En cada comedor comunitario, en cada escuela que sostiene a pesar del ajuste, en cada ronda de madres que protege y organiza, hay una respuesta ética y política. Una ternura activa, rebelde, que se niega a aceptar que un chico deba elegir entre comer y estudiar. Esa ternura —lejos de ser ingenua— es profundamente transformadora. Porque cuando se articula con la organización popular, con la lucha por políticas públicas, con la exigencia de justicia social y ambiental, se vuelve potencia colectiva.

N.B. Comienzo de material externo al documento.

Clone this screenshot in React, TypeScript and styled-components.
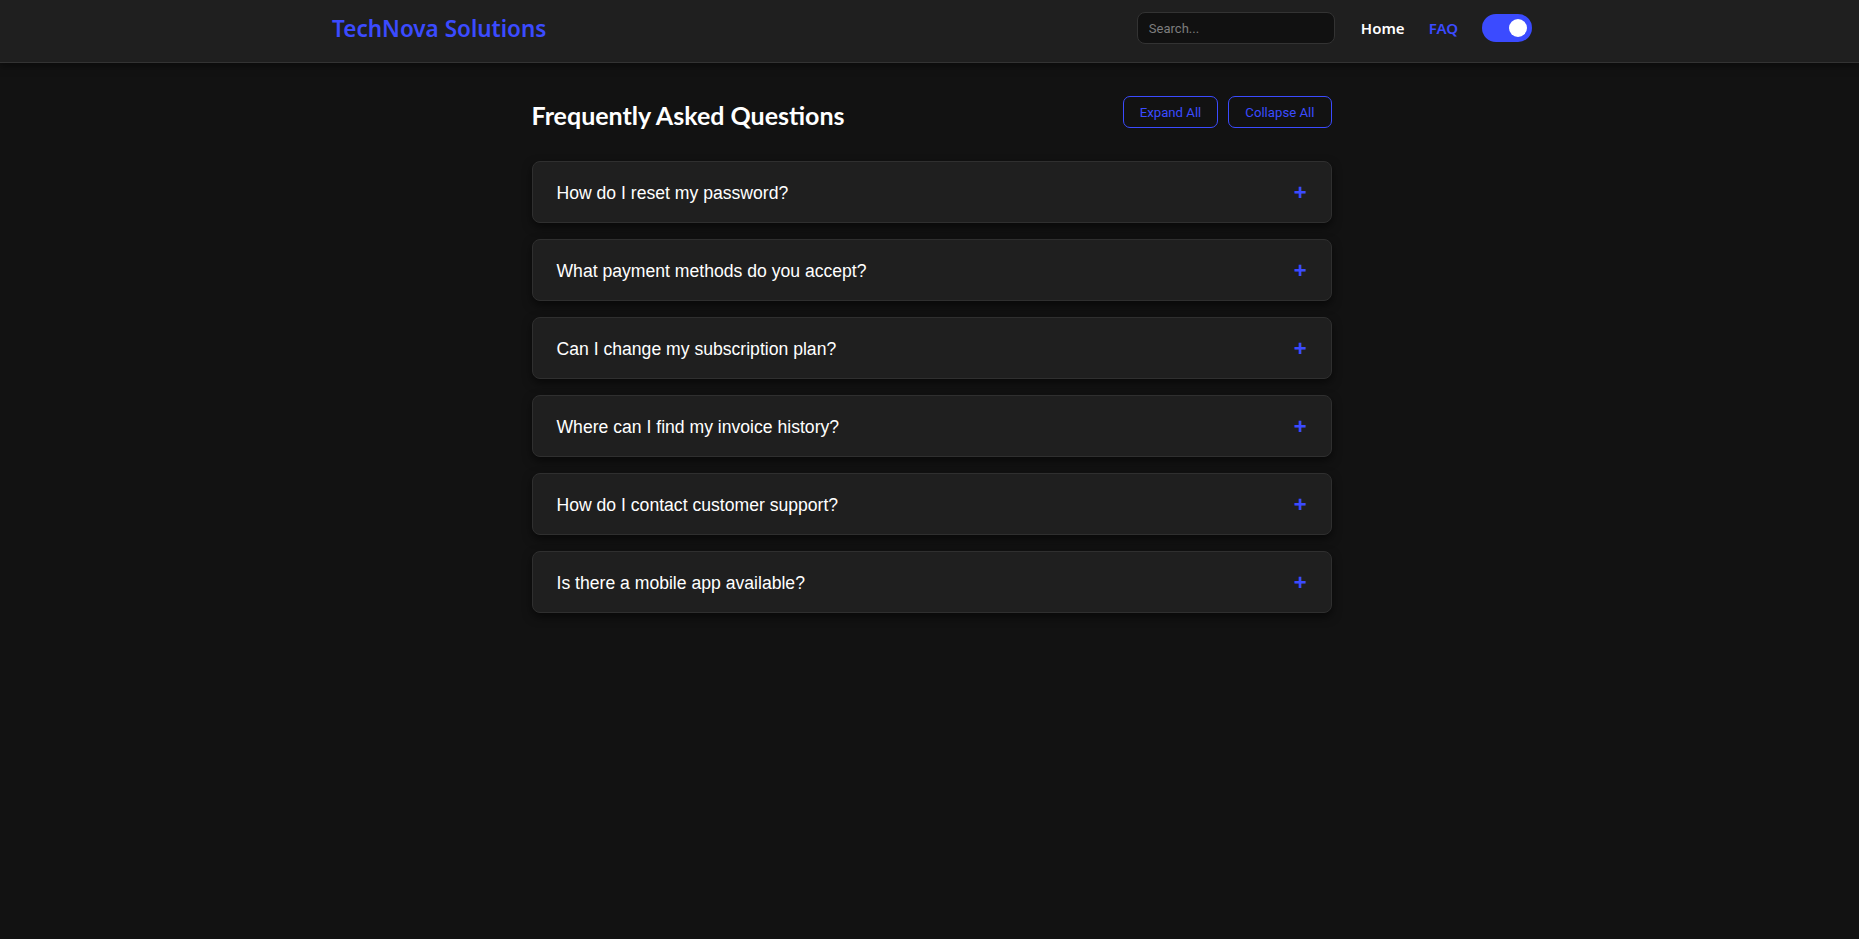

Compromisos que deben cumplirse
Argentina ha suscripto compromisos internacionales como el Convenio 182 de la OIT sobre las peores formas de trabajo infantil y la Convención sobre los Derechos del Niño. Pero las leyes sin presupuesto, sin control, sin voluntad política, se vuelven papel mojado. Lo que necesitamos es una política de Estado integral: que prevenga, proteja y repare. Que garantice acceso universal a la educación, salud, alimentación, agua segura, vivienda digna y un ambiente sano.
La justicia social no puede pensarse sin justicia ambiental. Y viceversa. Porque no habrá niñez libre mientras haya territorios devastados. Y no habrá desarrollo sostenible mientras millones de chicos y chicas vean su infancia arrebatada por la miseria y la indiferencia.
Buenos Aires, 12 de junio de 2025.
*Educador, escritor y documentalista argentino.